How fast do animal and plant populations on land have to travel to stay ahead of climate change and remain in the climates they prefer? And how fast is it for plant and animal populations in the oceans? Despite differences in overall warming, the answer, is about the same.
“That average rates of environmental change in the oceans and on land are similar is not such a surprise,” says Henry Gholz, program director in the National Science Foundation’s Division of Environmental Biology. “But averages deceive, and this study shows that rates of change are at times greater in the oceans than on land: and as complex as the currents themselves.”

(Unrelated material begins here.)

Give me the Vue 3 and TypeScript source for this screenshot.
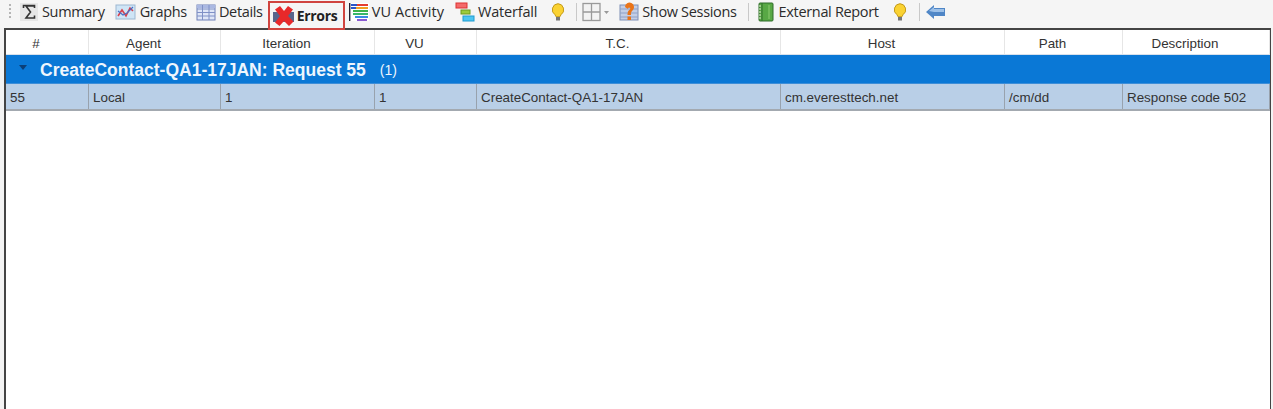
<script setup lang="ts">
const columns = ['#', 'Agent', 'Iteration', 'VU', 'T.C.', 'Host', 'Path', 'Description']
const cells = ['55', 'Local', '1', '1', 'CreateContact-QA1-17JAN', 'cm.everesttech.net', '/cm/dd', 'Response code 502']
</script>

<template>
  <div class="page">
    <div class="toolbar">
      <span class="grip"></span>
      <span class="tool t-summary">
        <svg class="ic" viewBox="0 0 18 18"><rect x="0" y="0" width="18" height="18" fill="#e6e6e6"/><path d="M3.500 5V2.500h11V5M14 3H6l4.500 6L6 15h8.500v-2.500" fill="none" stroke="#333" stroke-width="1.600"/></svg>
        <span>Summary</span>
      </span>
      <span class="tool t-graphs">
        <svg class="ic" viewBox="0 0 21 18"><rect x="1" y="2" width="19" height="14" fill="#cfe5f6" stroke="#9db8d2"/><path d="M3 13l4-6 4 6 4-8 3 3" fill="none" stroke="#d8404c" stroke-width="1.600"/><path d="M3 8l5 4 4-2 6-6" fill="none" stroke="#4b6fc4" stroke-width="1.200"/></svg>
        <span>Graphs</span>
      </span>
      <span class="tool t-details">
        <svg class="ic" viewBox="0 0 20 18"><rect x="1" y="2" width="18" height="15" fill="#dfe6f7" stroke="#6f80b8"/><rect x="1" y="2" width="18" height="3" fill="#aab8e2"/><path d="M1 6h18M1 9.500h18M1 13h18M6.500 2v15M13 2v15" stroke="#7f90c6"/></svg>
        <span>Details</span>
      </span>
      <span class="tool t-errors">
        <svg class="ic" viewBox="0 0 22 20"><rect x="0" y="6" width="21" height="10" fill="#58658c"/><path d="M2 3.500L7 0l4 5 4-5 5 3.500L15 10l5.500 5.500L16 20l-5-5-4.500 5L2 16.500 7 10z" fill="#e8282a"/></svg>
        <b>Errors</b>
      </span>
      <span class="tool t-vu">
        <svg class="ic" viewBox="0 0 20 18"><rect width="20" height="18" fill="#fff"/><path d="M0.700 0v18" stroke="#223" stroke-width="1.400"/><path d="M2 2h7" stroke="#2a56c8" stroke-width="2"/><path d="M8 2h11" stroke="#e43d2f" stroke-width="2"/><path d="M2 5h5" stroke="#2a56c8" stroke-width="2"/><path d="M7 5h12" stroke="#f0a020" stroke-width="2"/><path d="M4 8h15" stroke="#3cb44a" stroke-width="2"/><path d="M4 11h15" stroke="#38b86a" stroke-width="2"/><path d="M6 14h13" stroke="#3a8ce0" stroke-width="2"/><path d="M8 17h10" stroke="#8a5ad0" stroke-width="2"/></svg>
        <span>VU Activity</span>
      </span>
      <span class="tool t-water">
        <svg class="ic" viewBox="0 0 20 20"><rect x="1" y="1" width="11" height="5" fill="#f46a6a" stroke="#d33"/><rect x="6" y="8" width="9" height="4" fill="#9ccb3a" stroke="#6d9a20"/><rect x="8" y="14" width="11" height="5" fill="#4cc5f0" stroke="#1e9ad0"/></svg>
        <span>Waterfall</span>
      </span>
      <svg class="bulb b1" viewBox="0 0 14 18"><path d="M7 .700a6 6 0 0 0-3 11l1 2h4l1-2a6 6 0 0 0-3-11z" fill="#fad232" stroke="#c49a18"/><rect x="5" y="14" width="4" height="3.500" fill="#777"/></svg>
      <span class="sep s1"></span>
      <svg class="gridbtn" viewBox="0 0 28 20"><rect x="1" y="1.500" width="17" height="17" fill="#f3f3f3" stroke="#9a9a9a" stroke-width="1.300"/><path d="M9.500 1.500v17M1 10h17" stroke="#9a9a9a" stroke-width="1.300"/><path d="M22 9h5l-2.500 3z" fill="#999"/></svg>
      <span class="tool t-sessions">
        <svg class="ic" viewBox="0 0 20 20"><rect x="1" y="3" width="18" height="15" fill="#c3cee6" stroke="#7f8fb5"/><path d="M1 7h18M1 11h18M1 15h18" stroke="#8fa0c6"/><path d="M6 5a4.500 4.500 0 1 1 7.500 3.500C12 10 12 11 12 13H8.500c0-3 .7-4.300 2.300-5.400.8-.7.5-1.800-.6-1.800-.8 0-1.200.5-1.200 1.200z" fill="#ea7418"/><rect x="8.500" y="14.500" width="3.500" height="3.500" fill="#ea7418"/></svg>
        <span>Show Sessions</span>
      </span>
      <span class="sep s2"></span>
      <span class="tool t-report">
        <svg class="ic" viewBox="0 0 16 20"><rect x="1" y="1" width="14" height="18" rx="1" fill="#58a845" stroke="#2f6d2a"/><path d="M4 1v18" stroke="#2f6d2a"/><path d="M11 3v14" stroke="#8ccc70"/><path d="M1 4h2M1 7h2M1 10h2M1 13h2M1 16h2" stroke="#e6f0d8"/></svg>
        <span>External Report</span>
      </span>
      <svg class="bulb b2" viewBox="0 0 14 18"><path d="M7 .700a6 6 0 0 0-3 11l1 2h4l1-2a6 6 0 0 0-3-11z" fill="#fad232" stroke="#c49a18"/><rect x="5" y="14" width="4" height="3.500" fill="#777"/></svg>
      <span class="sep s3"></span>
      <svg class="back" viewBox="0 0 19 14"><path d="M0 7l8-7v3h11v8H8v3z" fill="#4f86c6"/><path d="M3 6l5-4v2h10v3H8z" fill="#9cc0e8"/></svg>
    </div>

    <div class="panel">
      <div class="grid head">
        <div v-for="c in columns" :key="c" class="hcell">{{ c }}</div>
      </div>
      <div class="group">
        <span class="caret"></span>
        <span class="gtitle">CreateContact-QA1-17JAN: Request 55</span>
        <span class="gcount">(1)</span>
      </div>
      <div class="grid row">
        <div v-for="(c, i) in cells" :key="i" class="cell">{{ c }}</div>
      </div>
    </div>
  </div>
</template>

<style>
html, body { margin: 0; background: #fff; overflow: hidden; }
</style>

<style scoped>
.page {
  width: 1273px;
  height: 409px;
  display: flex;
  flex-direction: column;
  background: #f3f3f3;
  overflow: hidden;
  color: #2b2b2b;
}
.toolbar {
  height: 28px;
  box-sizing: border-box;
  padding-bottom: 5px;
  flex: none;
  display: flex;
  align-items: center;
  font: 14.5px "Open Sans", sans-serif;
  letter-spacing: -0.33px;
  background: #f5f5f5;
  white-space: nowrap;
}
.grip {
  width: 2px;
  height: 16px;
  margin-left: 9px;
  margin-right: 9px;
  background: repeating-linear-gradient(#b5b5b5 0 2px, transparent 2px 4px);
}
.tool { display: flex; align-items: center; gap: 4px; flex: none; }
.ic { width: 20px; height: 18px; flex: none; }
.t-summary .ic { width: 18px; height: 18px; }
.t-graphs { margin-left: 10px; }
.t-graphs .ic { width: 21px; }
.t-details { margin-left: 9px; gap: 3px; }
.t-errors {
  margin-left: 5px;
  box-sizing: border-box;
  width: 77px;
  height: 29px;
  margin-top: 1px;
  align-self: flex-start;
  padding-left: 3px;
  border: 2px solid #d0443f;
  gap: 2px;
  position: relative;
  z-index: 1;
  font-size: 14px;
  letter-spacing: -0.3px;
  color: #222;
}
.t-errors .ic { width: 22px; height: 20px; }
.t-vu { margin-left: 4px; gap: 3px; letter-spacing: 0.1px; }
.t-water { margin-left: 11px; gap: 3px; letter-spacing: -0.2px; }
.t-water .ic { height: 20px; }
.bulb { width: 14px; height: 18px; flex: none; }
.b1 { margin-left: 14px; }
.sep { width: 1px; height: 18px; background: #c9c9c9; flex: none; }
.s1 { margin-left: 11px; }
.gridbtn { width: 28px; height: 20px; margin-left: 5px; flex: none; }
.t-sessions { margin-left: 9px; gap: 3px; }
.t-sessions .ic { height: 20px; }
.s2 { margin-left: 11px; }
.t-report { margin-left: 9px; gap: 5px; }
.t-report .ic { width: 16px; height: 20px; }
.b2 { margin-left: 14px; }
.s3 { margin-left: 12px; }
.back { width: 19px; height: 14px; margin-left: 6px; flex: none; }

.panel {
  flex: 1;
  margin-left: 4px;
  margin-right: 2px;
  border: 1px solid #444;
  border-width: 2px 1px 0 2px;
  background: #fff;
  font: 13.4px "Liberation Sans", sans-serif;
  color: #333;
}
.grid {
  display: grid;
  grid-template-columns: 83px 132px 154px 102px 304px 224px 118px 1fr;
}
.head { height: 25px; border-bottom: 1px solid #d8e1ec; box-sizing: border-box; }
.hcell {
  display: flex;
  align-items: center;
  justify-content: center;
  padding: 2px 22px 0 0;
  border-right: 1px solid #e6e6e6;
  box-sizing: border-box;
}
.group {
  height: 29px;
  box-sizing: border-box;
  padding-top: 2px;
  background: #0a78d6;
  color: #eef6fd;
  display: flex;
  align-items: center;
  border-bottom: 1px solid #3d8ed8;
}
.caret {
  width: 0;
  height: 0;
  margin-left: 13px;
  border: 4px solid transparent;
  border-top: 5px solid #0b3f78;
  border-bottom: 0;
  margin-top: -5px;
}
.gtitle { margin-left: 13px; font-weight: 700; font-size: 17.5px; }
.gcount { margin-left: 14px; font-size: 14px; }
.row { height: 27px; background: #b9cfe7; border-bottom: 2px solid #a3a9b0; box-sizing: border-box; }
.cell {
  display: flex;
  align-items: center;
  padding: 1px 0 0 4px;
  border-right: 1px solid #98a2ad;
  box-sizing: border-box;
  white-space: nowrap;
}
</style>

Temperatures on land have warmed by approximately one degree Celsius since 1960, according to many – but not all – scientists and studies, forcing animals and plant populaions to continually adapt or relocate.
This rate is approximately three times faster than the rate of warming in the oceans, however the plant and animal life within the oceans need to move at around the same pace to remain in their preferred environments.
The results of a study supported by the NSF and performed in part through the National Center for Ecological Analysis and Synthesis at the University of California at Santa Barbara have shown that movement of 2.7 kilometres (1.6 miles) per year is needed on land to out-run climate change, and movement of 2.2 kilometres (1.3 miles) per year is needed in the oceans.
“Not a lot of marine critters have been able to keep up with that,” says paper co-author John Bruno, a marine ecologist at the University of North Carolina at Chapel Hill. “Being stuck in a warming environment can cause reductions in the growth, reproduction and survival of ecologically and economically important ocean life such as fish, corals and sea birds.”
“These results provide valuable insights into how climate will affect biological communities worldwide,” says David Garrison, director of NSF’s Biological Oceanography Program.
The analysis is an example of the value of synthesis research centers, Garrison says, in addressing society’s environmental challenges.
“With climate change we often assume that populations simply need to move poleward to escape warming, but our study shows that in the ocean, the escape routes are more complex,” says ecologist Lauren Buckley of the University of North Carolina at Chapel Hill, also a co-author of the paper.
“For example, due to increased upwelling, marine life off the California coast would have to move south [rather than north] to remain in its preferred environment.”
“Some of the areas where organisms would need to relocate the fastest are important biodiversity hot spots, such as the coral triangle region in southeastern Asia,” says lead author Mike Burrows of the Scottish Association of Marine Science.